We are already leading the way in highlighting a dilemma which arose in Canberra in the recent past. A man with a distinctive name was sentenced to two years jail, suspended and with six months of weekend detention only to be served, for a low scale pornography-on-computer offence. He served his penalty, and remains on the “pedophile” register, though formal psychiatric evidence suggests he is extremely unlikely to ever engage in pedophilia.

But, because he has a distinctive name, whenever a potential employer does a Google search, the man’s sentence for pornography comes up very high on the results list, as his name was entered by a news outlet as a “keyword” for search purposes.

Not only is the man’s name distinctive, so is the type of work he does. He is an elite professional in his field. For more than two years he has been unable to get work anywhere in the world because of Google search rankings.

Had his name been “Smith”, it is unlikely a search would reveal his transgression at all. Should judges be taking more account of the perennial penalty that some sentences can impose? In this case, a suspended two-year sentence appears to be a sentence of no work for life.

What do you think?

See: What Europe and USA think according to a New York Times article


One comment

  1. It is ironical to think that Google for one, is power-broker to information, and in particular, that which is a record of an offence previously brought under judgment by more appropriate authorities than the Google administrative body.

    Surely, the Judge’s order, long ago handed down with a limit set accordingly, can not be extend above and beyond the law; especially, by a non-judicial internet company.

    I am fully aware of how the Sentencing Act delivers both alternate and extended forms of penalty (viz, Home Detention, Probation, Parole et al.), however, to reach the end of one’s sentence as imposed by a court of law and have Google, for one, record an expired sentence is, to my way of thinking, criminal.

    I realise that some people on parole for example, and in particular, someone with a significant name, can count on being unable to work for the rest of his or her life, and by implication this unauthorised extension of punishment, is a debilitating liability that not only afflicts, if not denegrates the individual, but adversely affects health, nutrition, community and social relationships and so on.

    Regardless of whether or not the person did or did not commit the crime for which he stands accounted, he has:

    1. Done his time, and
    2. The sentence imposed upon him has expired.

    No-one has the right to drag up his past and prevent him from living out his life.

    To continue to PUBLISH an account of his past history is criminal and the PUBLISHER should be held accountable.

    Further to which, Google et al., does NOT hold the power and ought not be able to assume the responsibility of storing and holding personal, legal, sensitive (or otherwise)data.

    What is the underlying intention of the Google administration?

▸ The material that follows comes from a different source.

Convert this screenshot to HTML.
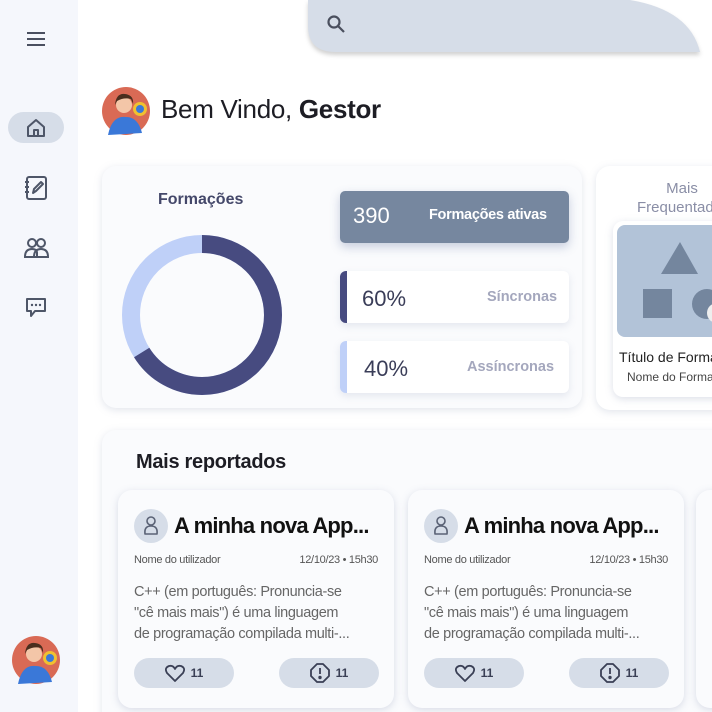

Blackmail? Is Google playing Hangman now? Is Google Judge and Jury? An authority that must determine eternal suffering?

    Put away the whip Google. The bloke has done his time and even if he had not we, in Australia have our own authorities who if necessary will store our data.

    -Justice to all-
    Give the guy a FAIR GO.

    Post Script. I am concerned for the well-being of every human whose right to Freedom, and Privacy, Justice and Liberty is imperative to the preservation of the human race and that is inclusive of prisoner who have and who have not yet completed their time.

    Criminal act + Penalty = Finished. End of story.